Modify the following parameters from their default value in postgresql.conf to similar values as needed. (Set shared_buffers to about 25%-50% of RAM to begin with). (Lets say major workloads are more OLTP like, where PostgreSQL is acting as a backend for J2EE applications)

listen_addresses = '*'
temp_buffers = 8MB
maintenance_work_mem = 256MB
wal_sync_method = fdatasync        
synchronous_commit = false
full_page_writes = off                  
wal_buffers = 512      
commit_delay = 10   
checkpoint_segments = 128

Updates: synchronous_commit is primarily for PostgreSQL users who generally turn fsync=off. There is a potential of losing 3X wal_writer_delay but the good thing is database is generally consistent even after failure. But it is not meant for mission critical systems or financial related transactions.

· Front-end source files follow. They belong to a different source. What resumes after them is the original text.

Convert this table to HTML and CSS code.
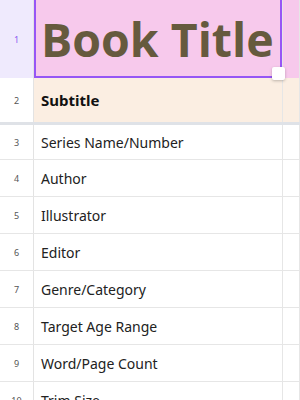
FILE: index.html
```html
<!DOCTYPE html>
<html>
<head>
<meta charset="utf-8">
<link rel="stylesheet" href="styles.css">
</head>
<body>
<div class="sheet">
  <div class="row r1">
    <div class="hdr sel">1</div>
    <div class="cell title">Book Title
      <div class="selection"></div>
      <div class="handle"></div>
    </div>
    <div class="cell"></div>
  </div>
  <div class="row r2">
    <div class="hdr">2</div>
    <div class="cell sub">Subtitle</div>
    <div class="cell"></div>
  </div>
  <div class="row r3"><div class="hdr">3</div><div class="cell">Series Name/Number</div><div class="cell"></div></div>
  <div class="row"><div class="hdr">4</div><div class="cell">Author</div><div class="cell"></div></div>
  <div class="row"><div class="hdr">5</div><div class="cell">Illustrator</div><div class="cell"></div></div>
  <div class="row"><div class="hdr">6</div><div class="cell">Editor</div><div class="cell"></div></div>
  <div class="row"><div class="hdr">7</div><div class="cell">Genre/Category</div><div class="cell"></div></div>
  <div class="row"><div class="hdr">8</div><div class="cell">Target Age Range</div><div class="cell"></div></div>
  <div class="row"><div class="hdr">9</div><div class="cell">Word/Page Count</div><div class="cell"></div></div>
  <div class="row"><div class="hdr">10</div><div class="cell">Trim Size</div><div class="cell"></div></div>
</div>
</body>
</html>
```
FILE: styles.css
```css
html, body { margin: 0; padding: 0; }
body {
  width: 300px; height: 400px; overflow: hidden; background: #fff;
  font-family: "Open Sans", "Liberation Sans", sans-serif;
  color: #1f1f1f;
}
.sheet { display: flex; flex-direction: column; }
.row {
  display: grid;
  grid-template-columns: 34px 249px 1fr;
  height: 37px;
  flex: 0 0 auto;
  border-bottom: 1px solid #e6e6e6;
  box-sizing: border-box;
}
.hdr {
  display: flex; align-items: center; justify-content: center;
  font-size: 9px; color: #555; border-right: 1px solid #e3e3e3;
  font-family: "Noto Sans", sans-serif;
}
.cell {
  display: flex; align-items: center;
  padding-left: 7px;
  font-size: 14px; color: #222;
  border-right: 1px solid #e6e6e6;
  font-family: "Noto Sans", sans-serif;
  white-space: nowrap;
  min-width: 0;
}
.r1 { height: 78px; border-bottom: none; }
.r1 .hdr { background: #efeafd; color: #8c5cf0; }
.r1 .cell { background: #f7c9ec; }
.title {
  position: relative;
  font-family: "Open Sans", sans-serif;
  font-weight: 700; font-size: 46.5px; color: #665a3e;
  padding-left: 7px;
}
.selection {
  position: absolute; left: 0; top: -2px; right: 0; bottom: 0;
  border: 2px solid #9656f5; pointer-events: none;
}
.handle {
  position: absolute; right: -3px; bottom: -2px; width: 13px; height: 13px;
  background: #fff; border-radius: 2px;
  box-shadow: 0 1px 3px rgba(0,0,0,0.25);
}
.r2 { height: 47px; border-bottom: 3px solid #dfe2e7; }
.r2 .cell { background: #fbeee2; }
.r3 { height: 35px; }
.sub { font-weight: 700; font-size: 15px; color: #111; }
```
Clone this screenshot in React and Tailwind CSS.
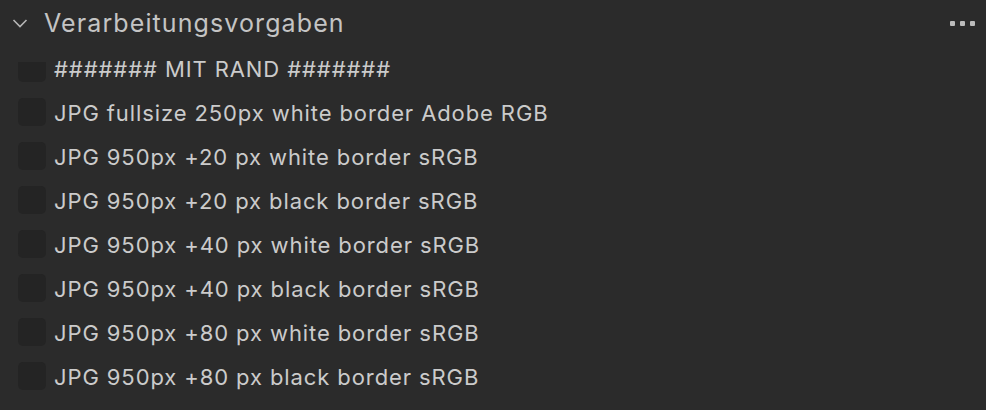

Setting commit_delay is a big win for OLTP workloads since this allows multiple transactions to be commited together (and hence also cutting the number of IOPS to the log file system) at the cost of adding probably a 1ms or so to the transactions when the load is pretty light to make an impact.

Turning full_page_writes off enables significant reduction in IOps on the log device and improving response times of transactions with the reduced load on the log device. (Of course there is a risk of partial writes related to it. But recommended when you have a decent storage array)

(More note for other workloads like DSS coming soon..)

Now we are ready to start PostgreSQL 8.3 for the first time on the server

$ pg_ctl start -l /pg83db/data/logfile

Now before creating the database, create a tablespace on /pg83db/mydb to use it for data tables and index files for the database to be created.

$ psql postgres -c “create tablespace datatbs location '/pg83db/mydb'”

$ psql postgres -c “create database mydb with  tablespace datatbs”

Now all tables and indexes created by default will be created in /pg83db/mydb

With the above setup we have avoided most of the general pitfalls and have a well configured starting database for your application. There may be needs for tweaking it more based on the workload on the database but most of them have already been applied.